> [MATERIAL]
════════════════
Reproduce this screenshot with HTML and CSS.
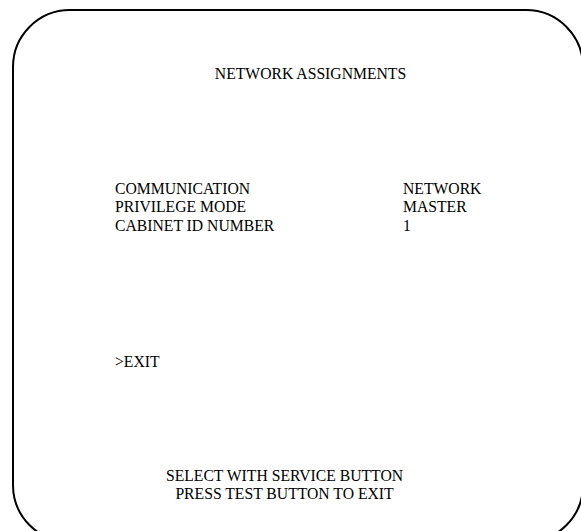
FILE: index.html
```html
<!DOCTYPE html>
<html lang="en">
<head>
  <meta charset="UTF-8" />
  <title>Network Assignments</title>
  <link rel="stylesheet" href="styles.css">
</head>
<body>

  <div class="frame">
    <div class="screen">
      <div class="title">NETWORK ASSIGNMENTS</div>

      <div class="settings">
        <div class="label">COMMUNICATION</div>
        <div class="value">NETWORK</div>
        <div class="label">PRIVILEGE MODE</div>
        <div class="value">MASTER</div>
        <div class="label">CABINET ID NUMBER</div>
        <div class="value">1</div>
      </div>

      <div class="menu">&gt;EXIT</div>

      <div class="footer">
        <div>SELECT WITH SERVICE BUTTON</div>
        <div>PRESS TEST BUTTON TO EXIT</div>
      </div>
    </div>
  </div>

</body>
</html>
```

FILE: styles.css
```css
body {
  margin: 0;
  padding: 0;
  background: #fff;
  color: #000;
  font-family: 'Liberation Serif', 'Times New Roman', serif;
  font-size: 15.7px;
  line-height: 18.5px;
}

.frame {
  width: 581px;
  height: 531px;
  padding-top: 9px;
  box-sizing: border-box;
  overflow: hidden;
}

.screen {
  box-sizing: border-box;
  width: 572px;
  height: 534px;
  margin-left: 12px;
  padding-top: 54px;
  border: 2px solid #000;
  border-radius: 58px;
}

.title {
  text-align: center;
  padding-left: 25px;
}

.settings {
  display: grid;
  grid-template-columns: 288px auto;
  margin-top: 96px;
  padding-left: 101px;
}

.menu {
  margin-top: 118px;
  padding-left: 101px;
}

.footer {
  margin-top: 95px;
  padding-right: 27px;
  text-align: center;
}
```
════════════════
> [PROBLEM REQUIREMENTS] Return all of the data exactly as written, and drop the pictures.

> [THE RESULT]
Reproduce this screenshot with HTML and CSS.
FILE: index.html
```html
<!DOCTYPE html>
<html lang="en">
<head>
  <meta charset="UTF-8" />
  <title>Network Assignments</title>
  <link rel="stylesheet" href="styles.css">
</head>
<body>

  <div class="frame">
    <div class="screen">
      <div class="title">NETWORK ASSIGNMENTS</div>

      <div class="settings">
        <div class="label">COMMUNICATION</div>
        <div class="value">NETWORK</div>
        <div class="label">PRIVILEGE MODE</div>
        <div class="value">MASTER</div>
        <div class="label">CABINET ID NUMBER</div>
        <div class="value">1</div>
      </div>

      <div class="menu">&gt;EXIT</div>

      <div class="footer">
        <div>SELECT WITH SERVICE BUTTON</div>
        <div>PRESS TEST BUTTON TO EXIT</div>
      </div>
    </div>
  </div>

</body>
</html>
```

FILE: styles.css
```css
body {
  margin: 0;
  padding: 0;
  background: #fff;
  color: #000;
  font-family: 'Liberation Serif', 'Times New Roman', serif;
  font-size: 15.7px;
  line-height: 18.5px;
}

.frame {
  width: 581px;
  height: 531px;
  padding-top: 9px;
  box-sizing: border-box;
  overflow: hidden;
}

.screen {
  box-sizing: border-box;
  width: 572px;
  height: 534px;
  margin-left: 12px;
  padding-top: 54px;
  border: 2px solid #000;
  border-radius: 58px;
}

.title {
  text-align: center;
  padding-left: 25px;
}

.settings {
  display: grid;
  grid-template-columns: 288px auto;
  margin-top: 96px;
  padding-left: 101px;
}

.menu {
  margin-top: 118px;
  padding-left: 101px;
}

.footer {
  margin-top: 95px;
  padding-right: 27px;
  text-align: center;
}
```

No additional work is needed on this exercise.